■ Aim of the exercise:
Extract all lines in the data that contain the word "screenshot".

■ Stored data:
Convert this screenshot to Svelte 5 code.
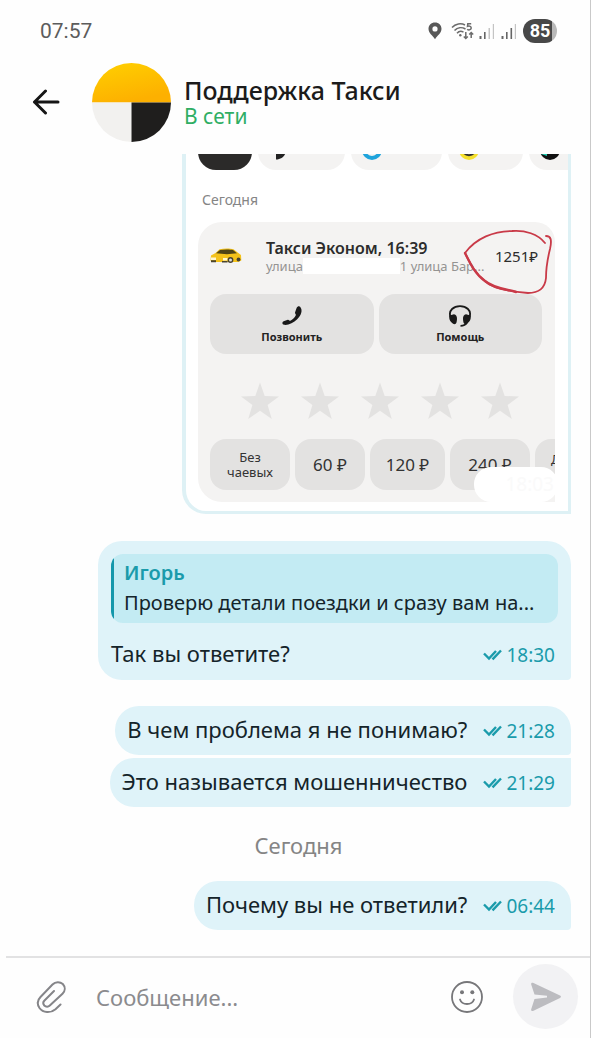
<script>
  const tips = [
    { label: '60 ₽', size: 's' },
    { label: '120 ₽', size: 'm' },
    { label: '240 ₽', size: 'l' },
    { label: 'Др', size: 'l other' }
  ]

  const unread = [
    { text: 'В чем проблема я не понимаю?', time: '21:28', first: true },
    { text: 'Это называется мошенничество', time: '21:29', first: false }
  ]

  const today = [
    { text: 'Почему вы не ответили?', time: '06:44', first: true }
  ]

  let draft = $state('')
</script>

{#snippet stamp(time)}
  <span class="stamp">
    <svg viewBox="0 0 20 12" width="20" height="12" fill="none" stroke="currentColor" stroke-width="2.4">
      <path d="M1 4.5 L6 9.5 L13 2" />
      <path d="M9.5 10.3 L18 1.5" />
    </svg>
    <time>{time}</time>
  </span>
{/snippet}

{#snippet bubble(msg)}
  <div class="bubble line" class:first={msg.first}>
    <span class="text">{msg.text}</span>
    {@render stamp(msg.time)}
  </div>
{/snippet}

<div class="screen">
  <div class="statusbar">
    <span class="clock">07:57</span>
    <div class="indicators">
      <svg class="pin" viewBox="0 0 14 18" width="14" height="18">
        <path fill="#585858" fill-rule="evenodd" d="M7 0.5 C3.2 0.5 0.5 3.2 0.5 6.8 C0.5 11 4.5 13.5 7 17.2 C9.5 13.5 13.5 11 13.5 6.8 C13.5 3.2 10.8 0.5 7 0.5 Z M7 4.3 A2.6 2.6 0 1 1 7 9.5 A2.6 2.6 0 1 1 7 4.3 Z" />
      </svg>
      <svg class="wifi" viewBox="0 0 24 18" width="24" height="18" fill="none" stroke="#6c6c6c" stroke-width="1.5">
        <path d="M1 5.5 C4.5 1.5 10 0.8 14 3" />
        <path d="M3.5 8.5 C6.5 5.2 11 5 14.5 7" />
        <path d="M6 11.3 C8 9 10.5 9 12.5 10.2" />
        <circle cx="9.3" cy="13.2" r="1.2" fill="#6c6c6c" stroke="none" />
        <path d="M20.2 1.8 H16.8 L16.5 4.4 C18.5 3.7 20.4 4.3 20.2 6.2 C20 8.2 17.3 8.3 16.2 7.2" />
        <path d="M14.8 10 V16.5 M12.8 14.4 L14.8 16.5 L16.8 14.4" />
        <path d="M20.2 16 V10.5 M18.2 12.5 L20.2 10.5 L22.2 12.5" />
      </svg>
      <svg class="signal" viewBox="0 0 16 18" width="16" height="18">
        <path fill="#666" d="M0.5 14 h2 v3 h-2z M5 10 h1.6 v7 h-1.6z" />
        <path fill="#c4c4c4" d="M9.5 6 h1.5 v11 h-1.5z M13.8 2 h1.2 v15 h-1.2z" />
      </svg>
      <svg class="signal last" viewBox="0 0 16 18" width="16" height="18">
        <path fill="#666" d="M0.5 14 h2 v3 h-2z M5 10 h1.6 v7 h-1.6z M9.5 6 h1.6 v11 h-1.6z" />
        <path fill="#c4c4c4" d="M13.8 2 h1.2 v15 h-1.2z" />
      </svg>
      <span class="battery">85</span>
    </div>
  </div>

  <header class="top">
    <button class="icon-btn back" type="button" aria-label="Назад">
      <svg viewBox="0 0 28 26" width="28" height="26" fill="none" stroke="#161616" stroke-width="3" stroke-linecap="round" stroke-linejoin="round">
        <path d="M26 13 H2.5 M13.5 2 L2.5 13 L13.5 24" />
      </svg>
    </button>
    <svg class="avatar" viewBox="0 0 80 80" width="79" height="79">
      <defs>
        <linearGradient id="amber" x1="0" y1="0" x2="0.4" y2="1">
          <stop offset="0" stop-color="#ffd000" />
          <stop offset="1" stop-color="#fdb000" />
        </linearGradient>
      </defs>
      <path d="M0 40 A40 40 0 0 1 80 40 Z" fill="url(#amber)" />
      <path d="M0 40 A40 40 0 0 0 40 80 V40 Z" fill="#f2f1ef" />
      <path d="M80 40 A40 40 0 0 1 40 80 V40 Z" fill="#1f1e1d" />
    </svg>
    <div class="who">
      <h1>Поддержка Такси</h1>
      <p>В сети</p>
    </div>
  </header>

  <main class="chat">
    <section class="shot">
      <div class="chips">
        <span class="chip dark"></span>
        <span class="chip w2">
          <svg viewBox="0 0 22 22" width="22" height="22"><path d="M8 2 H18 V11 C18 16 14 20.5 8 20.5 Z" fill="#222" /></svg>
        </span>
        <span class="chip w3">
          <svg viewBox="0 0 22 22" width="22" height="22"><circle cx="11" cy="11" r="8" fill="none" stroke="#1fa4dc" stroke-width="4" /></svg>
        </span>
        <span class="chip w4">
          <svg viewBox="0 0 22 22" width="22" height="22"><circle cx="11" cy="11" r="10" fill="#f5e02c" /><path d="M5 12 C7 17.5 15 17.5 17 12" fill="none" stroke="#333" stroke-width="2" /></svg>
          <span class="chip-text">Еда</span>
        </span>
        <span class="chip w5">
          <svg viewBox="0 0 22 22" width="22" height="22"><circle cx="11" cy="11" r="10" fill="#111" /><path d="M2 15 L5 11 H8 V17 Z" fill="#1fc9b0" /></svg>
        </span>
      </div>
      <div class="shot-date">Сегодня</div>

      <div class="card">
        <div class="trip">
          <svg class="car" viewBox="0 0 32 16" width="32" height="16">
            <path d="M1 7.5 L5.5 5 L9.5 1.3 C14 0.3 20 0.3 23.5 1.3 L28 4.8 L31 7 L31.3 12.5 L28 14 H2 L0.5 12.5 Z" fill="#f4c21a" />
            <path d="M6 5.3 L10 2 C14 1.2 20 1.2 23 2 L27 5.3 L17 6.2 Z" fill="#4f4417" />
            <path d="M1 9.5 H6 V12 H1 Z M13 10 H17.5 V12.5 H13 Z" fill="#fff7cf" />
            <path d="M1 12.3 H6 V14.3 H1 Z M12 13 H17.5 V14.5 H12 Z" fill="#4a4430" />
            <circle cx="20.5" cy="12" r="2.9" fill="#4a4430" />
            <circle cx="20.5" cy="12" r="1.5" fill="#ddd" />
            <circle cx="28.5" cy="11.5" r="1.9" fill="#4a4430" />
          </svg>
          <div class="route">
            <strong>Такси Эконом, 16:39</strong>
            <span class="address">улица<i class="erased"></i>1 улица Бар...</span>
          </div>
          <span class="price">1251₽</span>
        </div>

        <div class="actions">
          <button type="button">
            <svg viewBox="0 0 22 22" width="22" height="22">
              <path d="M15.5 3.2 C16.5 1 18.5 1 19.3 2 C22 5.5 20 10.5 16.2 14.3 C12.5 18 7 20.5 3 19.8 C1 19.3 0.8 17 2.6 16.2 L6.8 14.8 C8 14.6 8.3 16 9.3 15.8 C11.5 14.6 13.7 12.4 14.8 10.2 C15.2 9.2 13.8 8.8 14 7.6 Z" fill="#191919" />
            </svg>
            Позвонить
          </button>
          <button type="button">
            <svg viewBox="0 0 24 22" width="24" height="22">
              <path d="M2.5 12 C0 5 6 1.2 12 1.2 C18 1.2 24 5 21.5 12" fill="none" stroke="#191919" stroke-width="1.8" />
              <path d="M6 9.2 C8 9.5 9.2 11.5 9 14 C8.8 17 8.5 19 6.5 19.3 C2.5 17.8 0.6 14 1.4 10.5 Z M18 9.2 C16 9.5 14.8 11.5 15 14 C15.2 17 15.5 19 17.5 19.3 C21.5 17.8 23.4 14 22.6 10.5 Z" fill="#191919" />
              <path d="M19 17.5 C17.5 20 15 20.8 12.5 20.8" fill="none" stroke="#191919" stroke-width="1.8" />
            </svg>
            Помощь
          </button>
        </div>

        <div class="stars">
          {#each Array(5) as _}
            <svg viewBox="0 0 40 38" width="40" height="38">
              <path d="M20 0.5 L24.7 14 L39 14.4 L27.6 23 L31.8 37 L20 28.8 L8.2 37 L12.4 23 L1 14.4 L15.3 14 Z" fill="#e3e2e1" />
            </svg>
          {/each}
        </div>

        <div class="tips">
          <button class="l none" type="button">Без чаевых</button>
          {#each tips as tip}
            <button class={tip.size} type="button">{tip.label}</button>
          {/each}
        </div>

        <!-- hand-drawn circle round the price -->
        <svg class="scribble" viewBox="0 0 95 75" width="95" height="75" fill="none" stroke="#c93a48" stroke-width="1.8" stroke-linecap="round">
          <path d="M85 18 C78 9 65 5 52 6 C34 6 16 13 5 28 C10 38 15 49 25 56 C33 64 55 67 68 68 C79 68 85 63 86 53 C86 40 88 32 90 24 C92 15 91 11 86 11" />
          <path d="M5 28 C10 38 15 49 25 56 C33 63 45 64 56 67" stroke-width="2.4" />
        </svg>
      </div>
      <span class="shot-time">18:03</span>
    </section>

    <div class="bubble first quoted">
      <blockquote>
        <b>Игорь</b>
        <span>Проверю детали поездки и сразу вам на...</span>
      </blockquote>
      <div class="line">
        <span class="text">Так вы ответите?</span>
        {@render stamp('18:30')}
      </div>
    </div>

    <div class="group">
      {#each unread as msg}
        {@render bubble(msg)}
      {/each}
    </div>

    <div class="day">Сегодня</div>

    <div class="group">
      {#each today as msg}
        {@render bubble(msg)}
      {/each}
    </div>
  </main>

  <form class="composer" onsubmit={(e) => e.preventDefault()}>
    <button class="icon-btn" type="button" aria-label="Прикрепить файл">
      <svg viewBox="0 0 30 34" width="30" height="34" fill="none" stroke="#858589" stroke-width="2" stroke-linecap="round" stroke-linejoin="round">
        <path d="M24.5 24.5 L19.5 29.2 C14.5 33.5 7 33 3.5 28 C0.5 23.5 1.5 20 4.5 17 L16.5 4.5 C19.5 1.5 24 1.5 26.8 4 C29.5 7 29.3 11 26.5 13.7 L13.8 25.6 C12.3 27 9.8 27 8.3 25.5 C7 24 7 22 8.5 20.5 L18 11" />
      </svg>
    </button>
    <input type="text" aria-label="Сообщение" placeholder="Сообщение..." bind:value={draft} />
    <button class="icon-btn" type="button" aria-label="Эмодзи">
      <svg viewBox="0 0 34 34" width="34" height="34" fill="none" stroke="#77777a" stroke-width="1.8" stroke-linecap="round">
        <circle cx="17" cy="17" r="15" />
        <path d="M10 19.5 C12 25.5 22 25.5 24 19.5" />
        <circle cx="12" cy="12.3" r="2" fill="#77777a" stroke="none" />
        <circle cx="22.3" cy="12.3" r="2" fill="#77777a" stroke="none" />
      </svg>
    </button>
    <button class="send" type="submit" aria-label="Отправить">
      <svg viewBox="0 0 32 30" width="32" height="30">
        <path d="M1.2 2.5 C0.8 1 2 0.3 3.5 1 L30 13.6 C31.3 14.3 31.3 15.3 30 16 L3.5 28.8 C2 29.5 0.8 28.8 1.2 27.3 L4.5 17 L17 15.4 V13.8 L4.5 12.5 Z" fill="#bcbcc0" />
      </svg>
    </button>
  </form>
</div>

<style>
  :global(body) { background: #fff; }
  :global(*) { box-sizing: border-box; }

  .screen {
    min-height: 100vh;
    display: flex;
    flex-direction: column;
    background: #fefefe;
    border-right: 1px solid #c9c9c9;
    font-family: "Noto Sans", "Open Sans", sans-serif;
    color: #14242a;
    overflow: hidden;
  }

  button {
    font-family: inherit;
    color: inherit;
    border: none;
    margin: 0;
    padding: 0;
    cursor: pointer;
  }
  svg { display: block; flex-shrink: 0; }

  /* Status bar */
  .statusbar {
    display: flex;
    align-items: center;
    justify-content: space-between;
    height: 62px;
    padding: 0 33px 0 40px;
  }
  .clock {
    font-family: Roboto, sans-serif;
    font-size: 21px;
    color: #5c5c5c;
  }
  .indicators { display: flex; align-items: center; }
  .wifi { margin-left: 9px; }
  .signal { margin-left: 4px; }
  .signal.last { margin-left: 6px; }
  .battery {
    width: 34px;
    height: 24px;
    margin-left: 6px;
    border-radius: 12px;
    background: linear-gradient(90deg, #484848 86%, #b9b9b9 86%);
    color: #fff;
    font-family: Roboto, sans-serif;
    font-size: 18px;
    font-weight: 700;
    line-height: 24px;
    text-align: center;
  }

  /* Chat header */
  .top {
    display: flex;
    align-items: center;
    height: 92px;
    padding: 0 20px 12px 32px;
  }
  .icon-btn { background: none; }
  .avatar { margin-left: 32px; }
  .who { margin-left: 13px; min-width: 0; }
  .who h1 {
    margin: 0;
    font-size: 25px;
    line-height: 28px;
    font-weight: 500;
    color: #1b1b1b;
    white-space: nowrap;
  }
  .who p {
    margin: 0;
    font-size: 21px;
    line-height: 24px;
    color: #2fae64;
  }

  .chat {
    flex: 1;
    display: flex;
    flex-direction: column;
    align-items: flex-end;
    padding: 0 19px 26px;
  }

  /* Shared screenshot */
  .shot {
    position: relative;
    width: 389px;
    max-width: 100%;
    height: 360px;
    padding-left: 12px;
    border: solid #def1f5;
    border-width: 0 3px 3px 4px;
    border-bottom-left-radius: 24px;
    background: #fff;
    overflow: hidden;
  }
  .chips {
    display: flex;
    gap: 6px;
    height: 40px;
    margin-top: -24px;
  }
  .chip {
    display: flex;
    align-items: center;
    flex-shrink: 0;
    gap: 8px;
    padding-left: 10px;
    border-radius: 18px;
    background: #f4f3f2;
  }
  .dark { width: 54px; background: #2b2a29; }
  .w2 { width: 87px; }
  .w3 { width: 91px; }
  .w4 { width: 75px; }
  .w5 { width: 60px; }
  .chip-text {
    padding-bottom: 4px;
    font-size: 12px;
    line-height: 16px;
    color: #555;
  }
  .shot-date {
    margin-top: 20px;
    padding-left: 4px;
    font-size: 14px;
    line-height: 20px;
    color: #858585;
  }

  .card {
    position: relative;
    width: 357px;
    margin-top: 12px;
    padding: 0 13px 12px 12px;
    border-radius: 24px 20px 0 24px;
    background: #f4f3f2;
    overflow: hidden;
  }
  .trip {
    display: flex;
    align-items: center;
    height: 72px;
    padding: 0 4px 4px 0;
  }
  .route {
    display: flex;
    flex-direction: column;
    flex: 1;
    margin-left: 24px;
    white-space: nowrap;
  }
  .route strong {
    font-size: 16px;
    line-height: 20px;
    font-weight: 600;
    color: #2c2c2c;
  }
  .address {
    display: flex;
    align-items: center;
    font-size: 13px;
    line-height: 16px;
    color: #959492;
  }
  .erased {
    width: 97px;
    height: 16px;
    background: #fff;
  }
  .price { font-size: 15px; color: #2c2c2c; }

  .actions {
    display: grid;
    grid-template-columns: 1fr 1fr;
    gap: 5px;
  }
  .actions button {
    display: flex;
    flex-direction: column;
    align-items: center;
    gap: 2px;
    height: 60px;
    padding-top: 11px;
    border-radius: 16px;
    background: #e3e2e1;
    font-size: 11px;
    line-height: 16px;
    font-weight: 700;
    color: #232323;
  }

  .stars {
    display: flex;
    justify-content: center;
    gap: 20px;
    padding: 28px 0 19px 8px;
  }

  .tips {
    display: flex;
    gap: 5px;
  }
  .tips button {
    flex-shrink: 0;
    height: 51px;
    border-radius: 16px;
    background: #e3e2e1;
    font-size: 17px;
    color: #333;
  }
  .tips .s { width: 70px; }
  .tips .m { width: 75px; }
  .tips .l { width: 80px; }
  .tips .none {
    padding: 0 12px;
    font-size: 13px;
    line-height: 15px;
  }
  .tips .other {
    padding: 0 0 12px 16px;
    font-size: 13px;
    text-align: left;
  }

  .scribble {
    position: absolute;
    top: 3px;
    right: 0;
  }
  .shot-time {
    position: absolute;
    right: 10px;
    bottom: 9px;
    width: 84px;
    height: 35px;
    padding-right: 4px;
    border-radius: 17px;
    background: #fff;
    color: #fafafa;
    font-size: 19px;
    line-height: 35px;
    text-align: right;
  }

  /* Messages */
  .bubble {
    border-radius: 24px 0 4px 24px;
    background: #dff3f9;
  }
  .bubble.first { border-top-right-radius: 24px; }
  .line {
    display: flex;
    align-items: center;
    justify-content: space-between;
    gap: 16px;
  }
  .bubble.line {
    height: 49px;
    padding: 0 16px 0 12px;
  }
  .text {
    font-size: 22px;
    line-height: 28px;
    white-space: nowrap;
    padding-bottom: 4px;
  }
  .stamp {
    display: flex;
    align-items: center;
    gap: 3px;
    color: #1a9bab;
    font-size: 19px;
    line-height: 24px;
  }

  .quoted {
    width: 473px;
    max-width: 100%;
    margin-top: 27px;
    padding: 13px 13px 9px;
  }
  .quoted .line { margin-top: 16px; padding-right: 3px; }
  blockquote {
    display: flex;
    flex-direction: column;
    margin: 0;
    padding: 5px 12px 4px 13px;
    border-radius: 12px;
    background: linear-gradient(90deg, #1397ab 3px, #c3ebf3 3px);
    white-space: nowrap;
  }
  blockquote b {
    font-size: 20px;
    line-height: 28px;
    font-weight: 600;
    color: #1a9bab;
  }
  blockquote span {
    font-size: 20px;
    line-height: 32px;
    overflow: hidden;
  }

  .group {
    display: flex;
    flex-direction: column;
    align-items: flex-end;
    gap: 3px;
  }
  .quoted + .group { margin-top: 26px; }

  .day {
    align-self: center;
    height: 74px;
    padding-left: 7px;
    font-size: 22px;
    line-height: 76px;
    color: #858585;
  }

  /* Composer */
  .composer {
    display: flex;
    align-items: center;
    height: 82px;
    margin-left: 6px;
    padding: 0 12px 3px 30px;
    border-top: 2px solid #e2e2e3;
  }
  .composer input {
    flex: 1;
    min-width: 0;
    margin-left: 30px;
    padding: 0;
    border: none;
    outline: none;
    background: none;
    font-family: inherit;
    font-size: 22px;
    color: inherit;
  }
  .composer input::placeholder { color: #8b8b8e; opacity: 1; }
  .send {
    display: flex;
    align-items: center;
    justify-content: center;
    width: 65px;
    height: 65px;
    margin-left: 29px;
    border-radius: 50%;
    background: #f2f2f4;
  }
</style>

■ The completed task:
Convert this screenshot to Svelte 5 code.
  /* Shared screenshot */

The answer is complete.